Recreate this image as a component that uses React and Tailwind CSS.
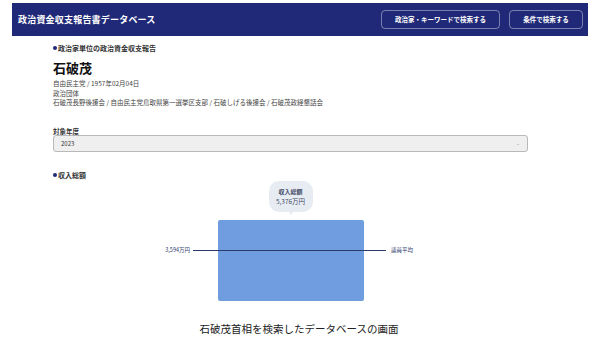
import React from 'react';

// Database screen: header bar, politician profile, year selector, income chart
function Header() {
  return (
    <div className="mx-[12px] mt-[3px] h-[33px] bg-[#1f2977] flex items-center justify-between pl-[6px] pr-[5px]">
      <h1 className="text-[9px] font-bold text-white tracking-[0.2px]">政治資金収支報告書データベース</h1>
      <div className="flex items-center gap-[9px]">
        <button className="w-[119px] h-[19px] rounded-[4px] border border-white/40 text-[6.5px] font-bold text-white">
          政治家・キーワードで検索する
        </button>
        <button className="w-[74px] h-[19px] rounded-[4px] border border-white/40 text-[6.5px] font-bold text-white">
          条件で検索する
        </button>
      </div>
    </div>
  );
}

function SectionLabel({ children }) {
  return (
    <div className="flex items-center text-[7px] font-bold text-[#333] leading-[8px]">
      <span className="w-[4px] h-[4px] rounded-full bg-[#1f2977] mr-[1px]" />
      {children}
    </div>
  );
}

function IncomeChart() {
  return (
    <div className="relative mt-[2px] w-full flex flex-col items-center">
      {/* bubble with total */}
      <div className="relative w-[44px] h-[31px] rounded-[10px] bg-[#e7ecf3] flex flex-col items-center justify-center text-[#3d4a66]">
        <span className="text-[6px] font-bold leading-[9px]">収入総額</span>
        <span className="text-[6.5px] leading-[10px]">5,376万円</span>
        <span className="absolute bottom-[-3px] left-1/2 -translate-x-1/2 w-0 h-0 border-l-[3px] border-r-[3px] border-t-[4px] border-l-transparent border-r-transparent border-t-[#e7ecf3]" />
      </div>
      <div className="mt-[8px] w-[146px] h-[81px] rounded-[2px] bg-[#6f9de0]" />
      {/* average line over the bar */}
      <div className="absolute left-0 right-0 top-[66px] h-[7px] flex items-center justify-center">
        <span className="text-[5.5px] text-[#2c3a6b] w-[30px] text-right mr-[3px] leading-[7px]">3,594万円</span>
        <span className="w-[193px] h-px bg-[#2c3a6b]" />
        <span className="text-[5.5px] text-[#2c3a6b] w-[30px] ml-[5px] leading-[7px]">議員平均</span>
      </div>
    </div>
  );
}

export default function App() {
  return (
    <div
      className="w-[600px] h-[341px] bg-white overflow-hidden"
      style={{ fontFamily: '"Noto Sans CJK JP", "Noto Sans", sans-serif' }}
    >
      <Header />
      <div className="pl-[53px] pr-[72px] pt-[8px]">
        <SectionLabel>政治家単位の政治資金収支報告</SectionLabel>
        <h2 className="mt-[8px] text-[13px] font-bold text-[#111] leading-[16px]">石破茂</h2>
        <div className="mt-[3px] text-[6.5px] text-[#444] leading-[9.5px]">
          <p>自由民主党 / 1957年02月04日</p>
          <p>政治団体</p>
          <p>石破茂長野後援会 / 自由民主党鳥取県第一選挙区支部 / 石破しげる後援会 / 石破茂政経懇話会</p>
        </div>
        <div className="mt-[19px] text-[6.5px] font-bold text-[#333] leading-[8px]">対象年度</div>
        <div className="mt-0 w-[475px] h-[17px] rounded-[3px] border border-[#b9b9b9] bg-[#efefef] flex items-center justify-between px-[7px]">
          <span className="text-[6px] text-[#333]">2023</span>
          <span className="text-[5px] text-[#999]">⌄</span>
        </div>
        <div className="mt-[19px]">
          <SectionLabel>収入総額</SectionLabel>
        </div>
        <IncomeChart />
      </div>
      <p className="mt-[21px] text-center pr-[2px] text-[10.5px] text-[#222] leading-[14px]">
        石破茂首相を検索したデータベースの画面
      </p>
    </div>
  );
}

:: GIVEN INSTRUCTION ::
Repeat the listing above from its first line through the line that contains "import React from 'react';", both included, and nothing more. Drop the pictures.

:: SOLUTION TO THE PROBLEM ::
Recreate this image as a component that uses React and Tailwind CSS.
import React from 'react';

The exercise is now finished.